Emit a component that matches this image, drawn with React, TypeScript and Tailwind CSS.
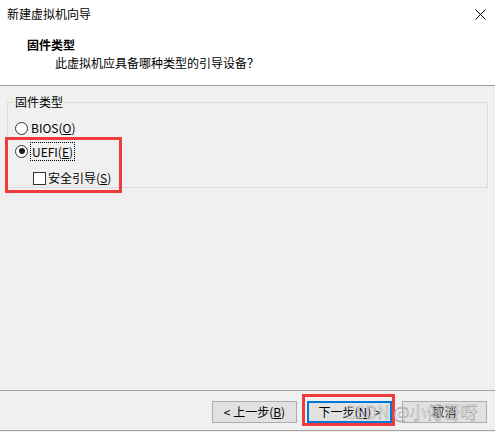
const Radio = ({ checked }: { checked?: boolean }) => (
  <span className="flex h-[13px] w-[13px] items-center justify-center rounded-full border border-[#333] bg-white">
    {checked && <span className="h-[6px] w-[6px] rounded-full bg-[#1a1a1a]" />}
  </span>
);

const Btn = ({ children, focused }: { children: React.ReactNode; focused?: boolean }) => (
  <button
    className={
      focused
        ? "flex h-[22px] w-[85px] items-center justify-center border-2 border-[#0078d7] bg-[#e1e1e1] text-[12px] text-black"
        : "flex h-[22px] w-[85px] items-center justify-center border border-[#adadad] bg-[#e1e1e1] text-[12px] text-black"
    }
  >
    {children}
  </button>
);

export default function App() {
  return (
    <div className="relative flex h-[432px] w-[495px] flex-col bg-[#f0f0f0] font-['Noto_Sans_CJK_SC','Liberation_Sans',sans-serif] text-[12px] leading-[16px] text-black">
      {/* header */}
      <div className="flex h-[86px] flex-col border-b border-[#a0a0a0] bg-white">
        <div className="flex h-[28px] items-center justify-between pl-[7px] pr-[9px]">
          <span>新建虚拟机向导</span>
          <svg width="11" height="11" viewBox="0 0 11 11">
            <path d="M0.5 0.5 L10.5 10.5 M10.5 0.5 L0.5 10.5" stroke="#000" strokeWidth="1" />
          </svg>
        </div>
        <div className="mt-[9px] pl-[27px] font-bold">固件类型</div>
        <div className="mt-[2px] pl-[55px]">此虚拟机应具备哪种类型的引导设备？</div>
      </div>

      {/* body */}
      <div className="flex-1">
        <fieldset className="mx-[7px] mt-[8px] border border-[#dcdcdc] px-[7px]">
          <legend className="ml-[-1px] px-[1px]">固件类型</legend>
          <div className="mt-[8px] flex h-[20px] items-center gap-[3px]">
            <Radio />
            <span>
              BIOS(<span className="underline">O</span>)
            </span>
          </div>
          <div className="mt-[3px] flex h-[20px] items-center gap-[2px]">
            <Radio checked />
            <span className="border border-dotted border-black px-[1px] leading-[17px]">
              UEFI(<span className="underline">E</span>)
            </span>
          </div>
          <div className="mt-[8px] ml-[18px] flex h-[18px] items-center gap-[2px]">
            <span className="h-[13px] w-[13px] border border-[#333] bg-white" />
            <span>
              安全引导(<span className="underline">S</span>)
            </span>
          </div>
        </fieldset>
      </div>

      {/* footer */}
      <div className="flex h-[42px] flex-col border-t border-[#a0a0a0]">
        <div className="mt-[10px] flex justify-end gap-[10px] pr-[8px]">
          <Btn>
            &lt; 上一步(<span className="underline">B</span>)
          </Btn>
          <Btn focused>
            下一步(<span className="underline">N</span>) &gt;
          </Btn>
          <Btn>取消</Btn>
        </div>
        <div className="mt-auto h-[2px] border-t border-[#a0a0a0] bg-[#f0f0f0]" />
      </div>

      {/* annotations */}
      <div className="absolute left-[5px] top-[137px] h-[56px] w-[117px] border-[3px] border-[#f03b3b]" />
      <div className="absolute left-[302px] top-[394px] h-[32px] w-[93px] border-[3px] border-[#f03b3b]" />
      <div className="pointer-events-none absolute left-[345px] top-[401px] text-[17px] leading-[22px] text-white/50 [-webkit-text-stroke:0.4px_#8a8a8a]">
        CSDN @小傅哥呀
      </div>
    </div>
  );
}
◆ ◆ ◆ ◆
**Task:** Would you set down the listing exactly, omitting pictures?

**Reply:**
Emit a component that matches this image, drawn with React, TypeScript and Tailwind CSS.
const Radio = ({ checked }: { checked?: boolean }) => (
  <span className="flex h-[13px] w-[13px] items-center justify-center rounded-full border border-[#333] bg-white">
    {checked && <span className="h-[6px] w-[6px] rounded-full bg-[#1a1a1a]" />}
  </span>
);

const Btn = ({ children, focused }: { children: React.ReactNode; focused?: boolean }) => (
  <button
    className={
      focused
        ? "flex h-[22px] w-[85px] items-center justify-center border-2 border-[#0078d7] bg-[#e1e1e1] text-[12px] text-black"
        : "flex h-[22px] w-[85px] items-center justify-center border border-[#adadad] bg-[#e1e1e1] text-[12px] text-black"
    }
  >
    {children}
  </button>
);

export default function App() {
  return (
    <div className="relative flex h-[432px] w-[495px] flex-col bg-[#f0f0f0] font-['Noto_Sans_CJK_SC','Liberation_Sans',sans-serif] text-[12px] leading-[16px] text-black">
      {/* header */}
      <div className="flex h-[86px] flex-col border-b border-[#a0a0a0] bg-white">
        <div className="flex h-[28px] items-center justify-between pl-[7px] pr-[9px]">
          <span>新建虚拟机向导</span>
          <svg width="11" height="11" viewBox="0 0 11 11">
            <path d="M0.5 0.5 L10.5 10.5 M10.5 0.5 L0.5 10.5" stroke="#000" strokeWidth="1" />
          </svg>
        </div>
        <div className="mt-[9px] pl-[27px] font-bold">固件类型</div>
        <div className="mt-[2px] pl-[55px]">此虚拟机应具备哪种类型的引导设备？</div>
      </div>

      {/* body */}
      <div className="flex-1">
        <fieldset className="mx-[7px] mt-[8px] border border-[#dcdcdc] px-[7px]">
          <legend className="ml-[-1px] px-[1px]">固件类型</legend>
          <div className="mt-[8px] flex h-[20px] items-center gap-[3px]">
            <Radio />
            <span>
              BIOS(<span className="underline">O</span>)
            </span>
          </div>
          <div className="mt-[3px] flex h-[20px] items-center gap-[2px]">
            <Radio checked />
            <span className="border border-dotted border-black px-[1px] leading-[17px]">
              UEFI(<span className="underline">E</span>)
            </span>
          </div>
          <div className="mt-[8px] ml-[18px] flex h-[18px] items-center gap-[2px]">
            <span className="h-[13px] w-[13px] border border-[#333] bg-white" />
            <span>
              安全引导(<span className="underline">S</span>)
            </span>
          </div>
        </fieldset>
      </div>

      {/* footer */}
      <div className="flex h-[42px] flex-col border-t border-[#a0a0a0]">
        <div className="mt-[10px] flex justify-end gap-[10px] pr-[8px]">
          <Btn>
            &lt; 上一步(<span className="underline">B</span>)
          </Btn>
          <Btn focused>
            下一步(<span className="underline">N</span>) &gt;
          </Btn>
          <Btn>取消</Btn>
        </div>
        <div className="mt-auto h-[2px] border-t border-[#a0a0a0] bg-[#f0f0f0]" />
      </div>

      {/* annotations */}
      <div className="absolute left-[5px] top-[137px] h-[56px] w-[117px] border-[3px] border-[#f03b3b]" />
      <div className="absolute left-[302px] top-[394px] h-[32px] w-[93px] border-[3px] border-[#f03b3b]" />
      <div className="pointer-events-none absolute left-[345px] top-[401px] text-[17px] leading-[22px] text-white/50 [-webkit-text-stroke:0.4px_#8a8a8a]">
        CSDN @小傅哥呀
      </div>
    </div>
  );
}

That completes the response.